#### [Direction]
In the records below, find each line with the word "code" and copy it.

#### [Data excerpts]

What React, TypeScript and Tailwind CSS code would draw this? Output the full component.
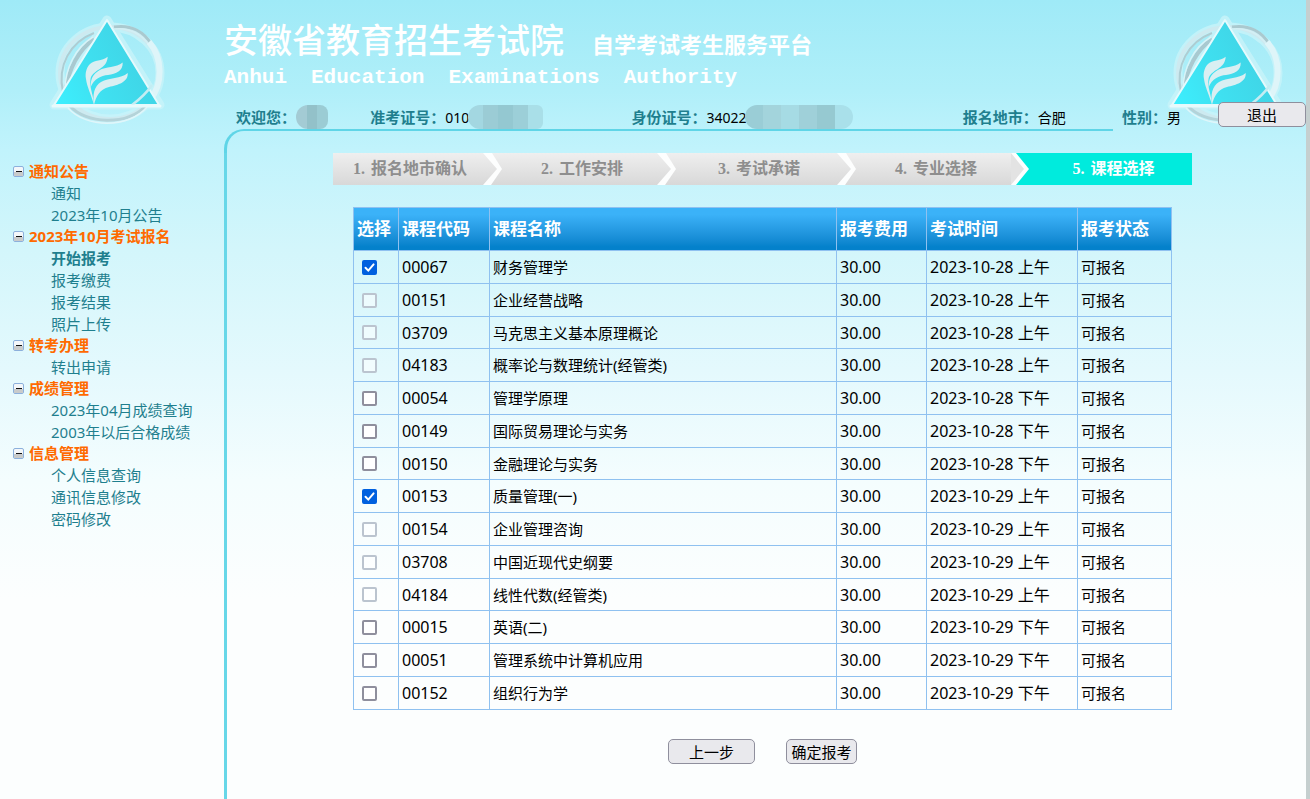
...
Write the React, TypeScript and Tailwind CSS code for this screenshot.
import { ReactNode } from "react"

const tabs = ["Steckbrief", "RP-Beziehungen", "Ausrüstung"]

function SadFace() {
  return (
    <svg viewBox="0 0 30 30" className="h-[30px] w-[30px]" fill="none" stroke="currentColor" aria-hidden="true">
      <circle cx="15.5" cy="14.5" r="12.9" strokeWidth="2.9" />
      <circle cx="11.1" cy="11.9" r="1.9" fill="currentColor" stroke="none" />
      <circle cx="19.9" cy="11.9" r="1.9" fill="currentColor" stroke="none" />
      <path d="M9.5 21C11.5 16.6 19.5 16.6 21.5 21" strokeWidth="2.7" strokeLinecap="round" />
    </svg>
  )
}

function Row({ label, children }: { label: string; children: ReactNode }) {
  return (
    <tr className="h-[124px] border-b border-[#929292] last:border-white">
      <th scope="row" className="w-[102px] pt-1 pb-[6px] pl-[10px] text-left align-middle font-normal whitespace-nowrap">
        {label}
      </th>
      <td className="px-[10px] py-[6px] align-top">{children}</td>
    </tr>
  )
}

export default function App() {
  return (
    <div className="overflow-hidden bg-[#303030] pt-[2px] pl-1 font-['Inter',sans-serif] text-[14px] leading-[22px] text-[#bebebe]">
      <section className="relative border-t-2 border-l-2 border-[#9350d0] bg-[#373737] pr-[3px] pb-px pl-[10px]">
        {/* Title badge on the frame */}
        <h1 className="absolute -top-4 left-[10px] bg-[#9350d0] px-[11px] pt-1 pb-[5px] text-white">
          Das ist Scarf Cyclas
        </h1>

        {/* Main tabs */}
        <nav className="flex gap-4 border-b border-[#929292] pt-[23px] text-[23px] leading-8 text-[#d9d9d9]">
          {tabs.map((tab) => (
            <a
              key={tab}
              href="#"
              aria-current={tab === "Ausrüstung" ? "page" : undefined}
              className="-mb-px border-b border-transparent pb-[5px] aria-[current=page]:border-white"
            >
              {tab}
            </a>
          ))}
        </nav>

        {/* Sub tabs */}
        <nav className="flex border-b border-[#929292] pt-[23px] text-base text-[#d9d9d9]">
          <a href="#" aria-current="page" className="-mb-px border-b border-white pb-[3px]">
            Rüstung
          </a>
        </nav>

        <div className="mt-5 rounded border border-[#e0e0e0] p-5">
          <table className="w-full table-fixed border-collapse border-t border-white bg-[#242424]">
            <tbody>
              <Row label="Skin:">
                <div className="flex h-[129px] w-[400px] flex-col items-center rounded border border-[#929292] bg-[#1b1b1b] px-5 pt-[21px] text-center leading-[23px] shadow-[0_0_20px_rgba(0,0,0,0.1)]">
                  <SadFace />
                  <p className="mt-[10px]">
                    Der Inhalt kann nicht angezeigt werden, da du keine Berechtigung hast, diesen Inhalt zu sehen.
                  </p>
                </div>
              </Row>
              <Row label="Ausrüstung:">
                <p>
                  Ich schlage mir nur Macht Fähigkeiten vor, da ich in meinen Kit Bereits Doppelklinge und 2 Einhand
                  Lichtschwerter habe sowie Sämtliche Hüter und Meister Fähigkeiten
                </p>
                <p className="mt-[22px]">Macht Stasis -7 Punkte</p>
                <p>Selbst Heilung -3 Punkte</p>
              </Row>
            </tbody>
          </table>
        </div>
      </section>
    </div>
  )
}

#### [Written solution]
What React, TypeScript and Tailwind CSS code would draw this? Output the full component.
Write the React, TypeScript and Tailwind CSS code for this screenshot.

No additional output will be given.